Case 3 — The "configurable" field-mapper that reimplements assignment (Java)

The abstraction. Mapping a UserRow to a UserDto was made "configurable" via a reflection-driven field-copy engine "so we never have to hand-write mappers." It runs on every row of every list endpoint — squarely a hot path.

// BEFORE — reflection-based generic mapper on the hot path.
public final class GenericMapper {
    public static <T> T map(Object src, Class<T> targetType, Map<String,String> fieldMap)
            throws Exception {
        T target = targetType.getDeclaredConstructor().newInstance();
        for (var entry : fieldMap.entrySet()) {
            Field sf = src.getClass().getDeclaredField(entry.getKey());
            Field tf = targetType.getDeclaredField(entry.getValue());
            sf.setAccessible(true);
            tf.setAccessible(true);
            tf.set(target, sf.get(src));      // reflective get + set, boxing primitives
        }
        return target;
    }
}

// Called per row:
//   var dto = GenericMapper.map(row, UserDto.class,
//                 Map.of("id","id","name","name","email","email"));

Why it's slow — and fragile. Per row, the engine does getDeclaredField lookups (string-keyed reflection, no caching), setAccessible calls, reflective get/set (which box primitive id/age into Integer), and constructs the target via reflection. None of it is type-checked: a typo in fieldMap, a renamed field, or a type mismatch becomes a runtime NoSuchFieldException/IllegalArgumentException instead of a compile error. The "configurability" is never exercised — every call passes the same constant fieldMap.

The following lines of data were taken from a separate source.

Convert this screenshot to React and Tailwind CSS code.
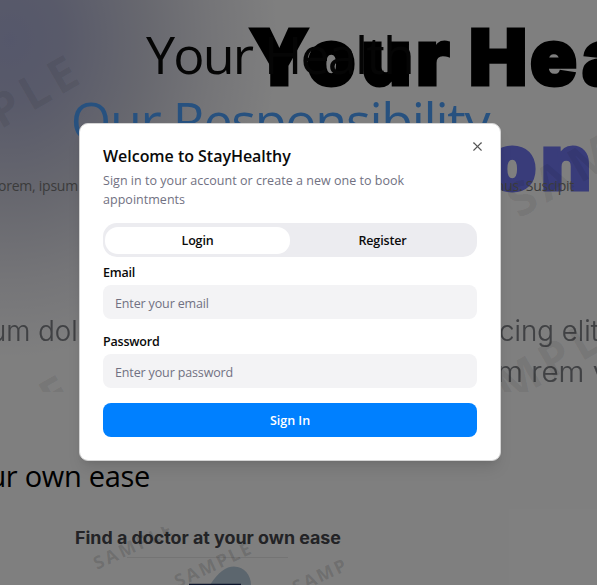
import { X } from "lucide-react";

const SANS = "font-['Open_Sans','Noto_Sans',sans-serif]";

function Poster() {
  return (
    <svg className="absolute inset-0 h-[585px] w-[597px]" viewBox="0 0 597 585" fontFamily="Inter, sans-serif">
      <defs>
        <radialGradient id="glow" gradientUnits="userSpaceOnUse" cx="0" cy="0" r="1" gradientTransform="translate(10 40) scale(270 320)">
          <stop offset="0" stopColor="#abafd6" />
          <stop offset="0.2" stopColor="#b2b5d4" />
          <stop offset="0.5" stopColor="#cfd0de" />
          <stop offset="0.75" stopColor="#eaeaf0" />
          <stop offset="1" stopColor="#ffffff" />
        </radialGradient>
        <filter id="soft" x="-5%" y="-5%" width="110%" height="110%">
          <feGaussianBlur stdDeviation="0.7" />
        </filter>
        <clipPath id="banner"><rect width="597" height="392" /></clipPath>
        <clipPath id="card"><rect x="70" y="527" width="277" height="58" /></clipPath>
      </defs>
      <rect width="597" height="392" fill="url(#glow)" />
      <g filter="url(#soft)">
        <g fontWeight="900" fontSize="77.5" stroke="#000" strokeWidth="3">
          <text y="85" x="249 307 361 416 469 530 582">YourHea</text>
        </g>
        <g fontWeight="900" fontSize="77.5" fill="#7279f4" stroke="#7279f4" strokeWidth="3">
          <text y="190" x="488 541 597">ons</text>
        </g>
        <g fontWeight="300" fontSize="28.5" fill="#808388" stroke="#808388" strokeWidth="0.2">
          <text y="341" x="-10" textLength="104" lengthAdjust="spacingAndGlyphs">um dolo</text>
          <text y="341" x="499" textLength="100" lengthAdjust="spacingAndGlyphs">cing elit</text>
          <text y="382" x="497" textLength="129" lengthAdjust="spacingAndGlyphs">m rem ve</text>
        </g>
      </g>
      <g clipPath="url(#banner)" fontWeight="700" fontSize="47" fill="#000" fillOpacity="0.08" fontFamily="Open Sans, sans-serif">
        <text transform="translate(-104 190) rotate(-30)" letterSpacing="6">SAMPLE</text>
        <text transform="translate(519 219) rotate(-30)" letterSpacing="6">SAMPLE</text>
        <text transform="translate(446 440) rotate(-30)" letterSpacing="6">SAMPLE</text>
        <text transform="translate(-112 510) rotate(-30)" letterSpacing="6">SAMPLE</text>
      </g>
      <text x="75" y="544" fontSize="17" fontWeight="700" fill="#46474c" textLength="266" lengthAdjust="spacingAndGlyphs">Find a doctor at your own ease</text>
      <path d="M127 557.5H288" stroke="#e9e9e9" />
      <path d="M210 585C218 572 226 566.5 234 566.5C244 566.5 251 575 251 585Z" fill="#b9ccdc" />
      <path d="M189 584.5H241" stroke="#1c2c59" strokeWidth="1.5" />
      <g clipPath="url(#card)" fontWeight="700" fontSize="18" fill="#000" fillOpacity="0.14" fontFamily="Open Sans, sans-serif">
        <text transform="translate(97 570) rotate(-25)" textLength="84">SAMPLE</text>
        <text transform="translate(178 588) rotate(-25)" textLength="82">SAMPLE</text>
        <text transform="translate(296 594) rotate(-25)" textLength="57">SAMP</text>
      </g>
    </svg>
  );
}

function Field({ label, type, placeholder, height }) {
  return (
    <label className="flex flex-col">
      <span className="h-[21px] text-[12.5px] leading-[18px] font-semibold tracking-[-0.2px] text-[#0a0a0a]">{label}</span>
      <input
        type={type}
        placeholder={placeholder}
        className={`${height} w-full rounded-[8px] bg-[#f3f3f5] px-[12px] pt-[2px] text-[12.5px] tracking-[-0.14px] outline-none placeholder:text-[#717182]`}
      />
    </label>
  );
}

export default function App() {
  return (
    <div className={`relative h-[585px] w-[597px] overflow-hidden bg-white ${SANS}`}>
      <Poster />
      <main className="relative -ml-[17px] flex w-[597px] flex-col items-center">
        <h1 className="flex flex-col items-center pt-[21px] text-[52px] leading-[66px] font-normal whitespace-nowrap">
          <span className="mr-[4px] tracking-[-1.8px] text-[#0a0a0a]">Your Health</span>
          <span className="mr-[3px] tracking-[-1.3px] text-[#4fa3ff]">Our Responsibility</span>
        </h1>
        <p className="mt-[21px] mr-[2px] flex w-[587px] justify-between text-[14px] leading-[24px] tracking-[-0.25px] whitespace-nowrap text-[#777]">
          <span className="ml-[4px]">Lorem, ipsum</span>
          <span>ducimus. Suscipit</span>
        </p>
        <h2 className="mt-[258px] mr-auto flex w-[167px] justify-end text-[29px] leading-[40px] tracking-[-0.3px] whitespace-nowrap text-black">at your own ease</h2>
      </main>
      <div className="absolute inset-0 flex items-start bg-black/50 pt-[123px] pl-[79px]">
        <section className="relative h-[338px] w-[422px] rounded-[9px] border border-[#d4d4d4] bg-white px-[23px] pt-[21px] shadow-lg">
          <button className="absolute top-[15px] right-[15px] text-[#555]" aria-label="Close">
            <X size={15} strokeWidth={1.8} />
          </button>
          <h3 className="text-[16px] leading-[22px] font-semibold tracking-[-0.03px] text-[#0a0a0a]">Welcome to StayHealthy</h3>
          <p className="mt-[4px] text-[12.5px] leading-[19px] tracking-[0.03px] text-[#717182]">
            Sign in to your account or create a new one to book<br />appointments
          </p>
          <div className="mt-[14px] flex h-[34px] rounded-[14px] bg-[#ececf0] px-[2px] pt-[4px] pb-[3px] text-[12.5px] font-semibold tracking-[-0.15px] text-[#0a0a0a]">
            <button className="flex-1 rounded-[13px] bg-white pt-[2px]">Login</button>
            <button className="flex-1 pt-[2px]">Register</button>
          </div>
          <form className="mt-[7px] flex flex-col">
            <Field label="Email" type="email" placeholder="Enter your email" height="h-[34px]" />
            <div className="mt-[14px]">
              <Field label="Password" type="password" placeholder="Enter your password" height="h-[34px]" />
            </div>
            <button className="mt-[15px] h-[34px] rounded-[8px] bg-[#0080ff] pt-[2px] text-[12.5px] font-semibold text-white">Sign In</button>
          </form>
        </section>
      </div>
    </div>
  );
}
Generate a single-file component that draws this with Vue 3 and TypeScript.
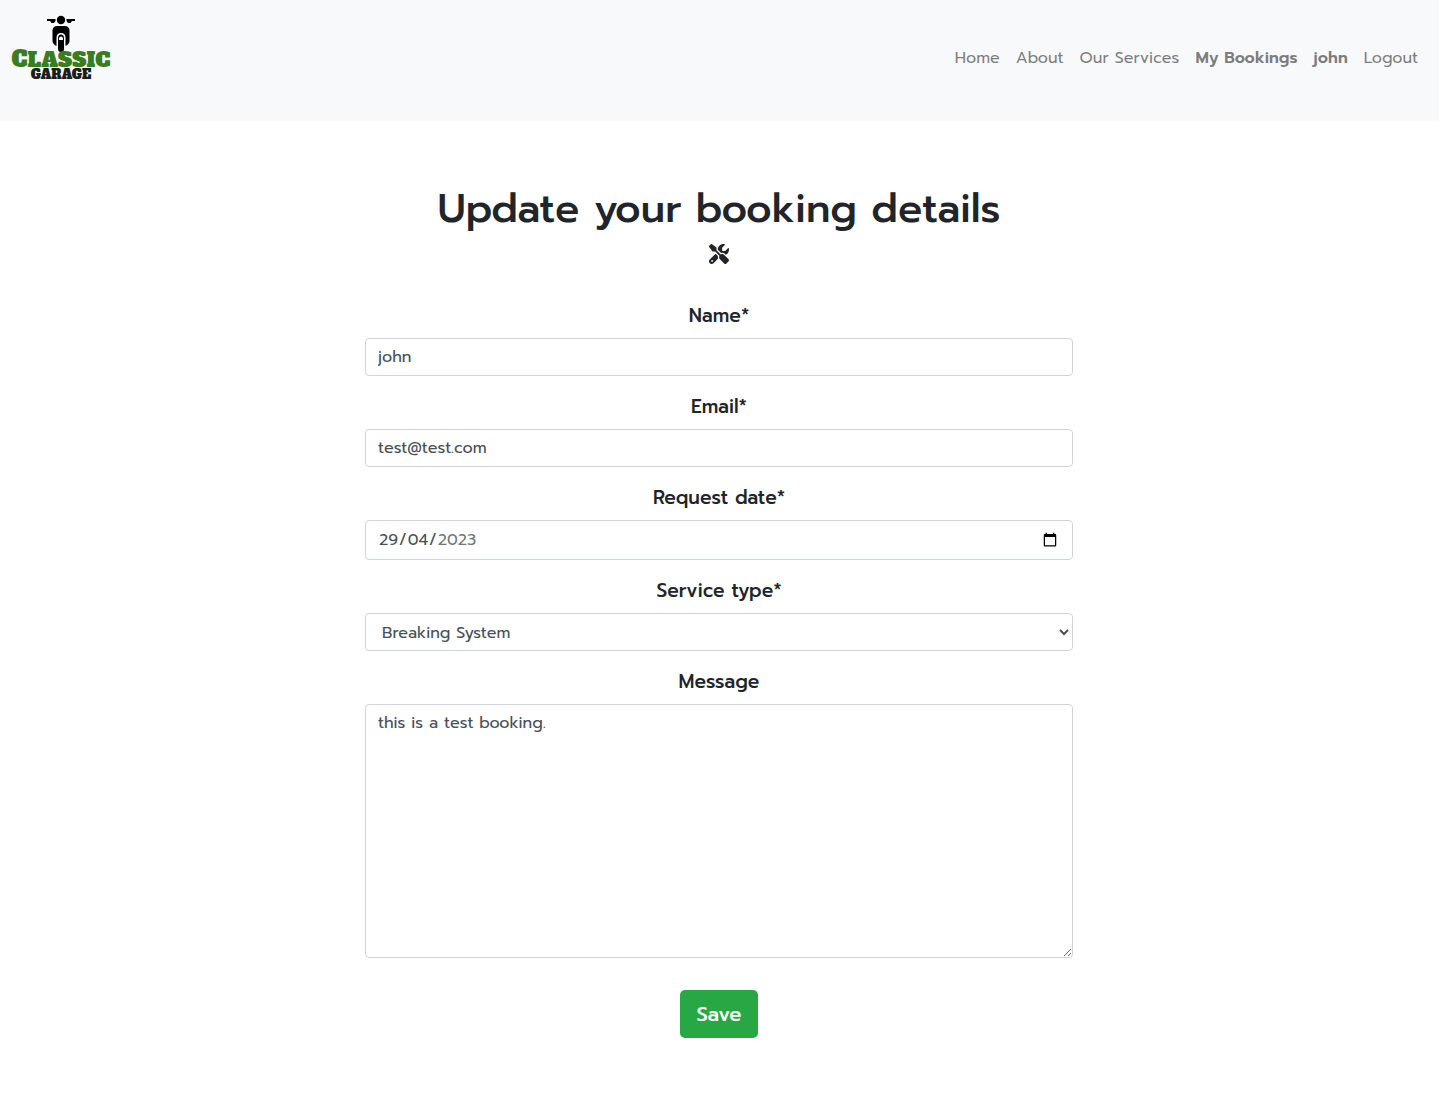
<script setup lang="ts">
import { reactive } from 'vue'

interface NavLink {
  label: string
  strong?: boolean
}

const links: NavLink[] = [
  { label: 'Home' },
  { label: 'About' },
  { label: 'Our Services' },
  { label: 'My Bookings', strong: true },
  { label: 'john', strong: true },
  { label: 'Logout' },
]

const services: string[] = ['Breaking System', 'Oil Change', 'Full Service']

const booking = reactive({
  name: 'john',
  email: 'test@test.com',
  date: '2023-04-29',
  service: 'Breaking System',
  message: 'this is a test booking.',
})
</script>

<template>
  <div class="page">
    <header class="navbar">
      <a class="brand" href="#" aria-label="Classic Garage">
        <svg class="logo" viewBox="0 0 104 72" aria-hidden="true">
          <g fill="#000">
            <circle cx="52" cy="6" r="4.200" />
            <path d="M38 5h8.500v2l-1.500 2h-2.500l-1.500-2h-3zM66 5h-8.500v2l1.500 2h2.500l1.500-2h3z" />
            <path d="M48.500 12h7q5 0 5 4.500v10.500q0 3-4 5v-8q0-5-4.500-5t-4.500 5v8q-4-2-4-5v-10.500q0-4.500 5-4.500z" />
            <path fill-rule="evenodd" d="M49 35v-10.500q0-4 3-4t3 4V35q0 3-3 3t-3-3zM50 26h4v-1.500q0-2-2-2t-2 2z" />
          </g>
          <text class="logo-top" x="52" y="53"><tspan class="cap">C</tspan>LASSIC</text>
          <text class="logo-bottom" x="52" y="65">GARAGE</text>
        </svg>
      </a>
      <nav class="links">
        <a v-for="link in links" :key="link.label" href="#" :class="{ strong: link.strong }">{{ link.label }}</a>
      </nav>
    </header>

    <main class="content">
      <h1>Update your booking details</h1>
      <svg class="tools" viewBox="0 0 512 512" aria-hidden="true">
        <path d="M78.6 5C69.1-2.4 55.6-1.5 47 7L7 47c-8.500 8.500-9.400 22-2.100 31.600l80 104c4.500 5.900 11.600 9.400 19 9.400h54.100l109 109c-14.700 29-10 65.400 14.300 89.600l112 112c12.500 12.500 32.800 12.500 45.300 0l64-64c12.500-12.500 12.500-32.800 0-45.300l-112-112c-24.200-24.200-60.600-29-89.600-14.300l-109-109V104c0-7.500-3.500-14.500-9.400-19L78.600 5zM19.900 396.100C7.200 408.800 0 426.100 0 444.100C0 481.600 30.400 512 67.900 512c18 0 35.300-7.200 48-19.900L233.700 374.300c-7.800-20.900-9-43.600-3.600-65.100l-61.700-61.700L19.900 396.100zM512 144c0-10.500-1.100-20.700-3.200-30.500c-2.400-11.200-16.100-14.100-24.200-6l-63.900 63.900c-3 3-7.100 4.700-11.300 4.700H352c-8.800 0-16-7.200-16-16V102.600c0-4.200 1.700-8.300 4.700-11.300l63.900-63.900c8.100-8.100 5.200-21.800-6-24.200C388.700 1.100 378.500 0 368 0C288.500 0 224 64.500 224 144l0 .8 85.300 85.300c36-9.100 75.800 .5 104 28.700L429 274.500c49-23 83-72.800 83-130.500zM56 432a24 24 0 1 1 48 0 24 24 0 1 1 -48 0z" />
      </svg>

      <form class="form" @submit.prevent>
        <div class="group">
          <label for="name">Name*</label>
          <input id="name" v-model="booking.name" class="control" type="text" />
        </div>
        <div class="group">
          <label for="email">Email*</label>
          <input id="email" v-model="booking.email" class="control" type="email" />
        </div>
        <div class="group">
          <label for="date">Request date*</label>
          <input id="date" v-model="booking.date" class="control date" type="date" />
        </div>
        <div class="group">
          <label for="service">Service type*</label>
          <select id="service" v-model="booking.service" class="control">
            <option v-for="service in services" :key="service" :value="service">{{ service }}</option>
          </select>
        </div>
        <div class="group">
          <label for="message">Message</label>
          <textarea id="message" v-model="booking.message" class="control message"></textarea>
        </div>
        <button class="save" type="submit">Save</button>
      </form>
    </main>
  </div>
</template>

<style>
body {
  margin: 0;
  background: #fff;
}
</style>

<style scoped>
.page,
.control,
.save {
  font-family: Prompt, "Noto Sans", sans-serif;
}

.page {
  color: #212529;
  font-size: 16px;
  line-height: 24px;
}

.navbar {
  display: flex;
  align-items: flex-start;
  justify-content: space-between;
  box-sizing: border-box;
  min-height: 121px;
  padding: 14px 21px 32px 9px;
  background: #f8f9fb;
}

.logo {
  display: block;
  width: 104px;
  height: 72px;
  overflow: visible;
}

.logo text {
  font-family: "Alfa Slab One", "DejaVu Serif", serif;
  font-weight: 400;
  text-anchor: middle;
}

.logo-top {
  fill: #3a7d1e;
  font-size: 21px;
}

.logo-top .cap {
  font-size: 22px;
}

.logo-bottom {
  fill: #1c1e1e;
  font-size: 13px;
}

.links {
  display: flex;
  gap: 16px;
  padding-top: 32px;
}

.links a {
  color: rgba(0, 0, 0, 0.5);
  text-decoration: none;
}

.links .strong {
  font-weight: 600;
}

.content {
  display: flex;
  flex-direction: column;
  align-items: center;
  padding: 64px 17px 72px 16px;
}

h1 {
  margin: 0 0 11px;
  font-size: 40px;
  font-weight: 500;
  line-height: 48px;
  text-align: center;
}

.tools {
  width: 20px;
  height: 20px;
  margin-bottom: 37px;
  fill: #212529;
}

.form {
  display: flex;
  flex-direction: column;
  align-items: center;
  width: 100%;
  max-width: 708px;
}

.group {
  width: 100%;
  margin-bottom: 16px;
}

label {
  display: block;
  margin-bottom: 8px;
  font-size: 19px;
  font-weight: 500;
  line-height: 29px;
  text-align: center;
}

.control {
  display: block;
  box-sizing: border-box;
  width: 100%;
  height: 38px;
  padding: 6px 12px;
  border: 1px solid #ced4da;
  border-radius: 4px;
  background: #fff;
  color: #495057;
  font-size: 16px;
  line-height: 24px;
}

.date {
  height: 40px;
}

/* Day, month, year order whatever the browser's locale */
.date::-webkit-datetime-edit-fields-wrapper {
  display: inline-grid;
  align-items: center;
}

.date::-webkit-datetime-edit-text {
  grid-row: 1;
}

.date::-webkit-datetime-edit-day-field {
  grid-area: 1 / 1;
}

.date::-webkit-datetime-edit-month-field {
  grid-area: 1 / 3;
}

.date::-webkit-datetime-edit-year-field {
  grid-area: 1 / 5;
  color: #757575;
}

.message {
  height: 254px;
  resize: vertical;
}

.save {
  height: 48px;
  margin-top: 16px;
  padding: 0 17px;
  border: 0;
  border-radius: 5px;
  background: #28a745;
  color: #fff;
  font-size: 20px;
  font-weight: 500;
}
</style>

// AFTER — the mapper is three assignments.
public final class UserMapper {
    public static UserDto toDto(UserRow row) {
        UserDto dto = new UserDto();
        dto.setId(row.getId());
        dto.setName(row.getName());
        dto.setEmail(row.getEmail());
        return dto;
    }
}
// Caller: var dto = UserMapper.toDto(row);

The benchmark (JMH, mapping one row):

Version ns/op alloc B/op
BEFORE (reflection) ~620 240
AFTER (hand-written) ~6 16

The win. ~100× faster and ~15× less allocation per row. On a list endpoint returning 1,000 rows, the BEFORE mapper adds ~0.6 ms of pure reflection overhead and ~240 KB of garbage per request; the AFTER mapper is effectively free. The hand-written mapper is also compile-time-checked — rename UserRow.email and the build fails at the mapper instead of in production on the first request — and JIT-inlinable into the calling loop, which the reflective version can never be.

The trap to avoid in the other direction: a real mapping library (MapStruct, generated at compile time) is a legitimate tool when you have dozens of mappers, because it generates the plain-assignment code above for you with compile-time checking. The anti-pattern here is the hand-rolled runtime-reflection mapper for one mapping — speculative generality that's slower, unsafe, and configures something nobody varies.


How to Measure (so you don't guess)

Inlining a "should be faster" abstraction without measuring is the same sin as abstracting on a hunch. Tooling per language:

  • Go. go test -bench=. -benchmem for ns/op and allocs/op; -benchmem is non-negotiable for these cases since the win is usually allocations. Confirm inlining with go build -gcflags='-m' (look for inlining call to ... or cannot inline). Profile allocations with go test -bench=. -memprofile=mem.out then go tool pprof.
  • Java. JMH is the only honest microbenchmark tool on the JVM — naive System.nanoTime() loops are wrecked by JIT warmup and dead-code elimination. Use @BenchmarkMode(AverageTime), a Blackhole to consume results, and -prof gc for allocation rate. Inspect inlining with -XX:+PrintInlining.
  • Python. timeit for wall-clock, tracemalloc or pympler for allocations, and py-spy/cProfile for where the time goes. Reflection-style (getattr/setattr) overhead shows up clearly here too.

The protocol: benchmark BEFORE, make the change, benchmark AFTER on the same machine and inputs, and report ns/op and allocs/op. If the AFTER isn't actually faster (sometimes the compiler already inlined the abstraction away), keep the change anyway for the readability win — but say so honestly rather than claiming a speedup you didn't get.


Summary

  • Premature abstraction on a hot path is a measurable cost: boxing/allocations, reflective or virtual dispatch the CPU can't predict, and inlining the compiler can't do because the concrete type is hidden.
  • Reflection-based generic dispatch (Cases 1 & 3) is the worst offender — ~25× to ~100× slower than the concrete form, allocation-heavy, and it converts compile errors into runtime panics. Inline to a typed func/method and the speed and safety both return.
  • Wrapper-itis (Case 2) has a conditional runtime cost (depends on whether the compiler inlines through the chain) but an unconditional complexity cost. Remove empty layers for the certain readability win; the speedup is a frequent bonus.
  • Always measure before/after with allocation counts, on the same machine and inputs. A simplification that "should" be faster but isn't is just another guess — keep it for clarity, but don't claim a speedup you can't show.
  • The mirror-image trap: a real compile-time tool (MapStruct, generated code) or a justified boundary layer (caching, metrics) earns its keep. The anti-pattern is hand-rolled runtime generality for a case nobody varies.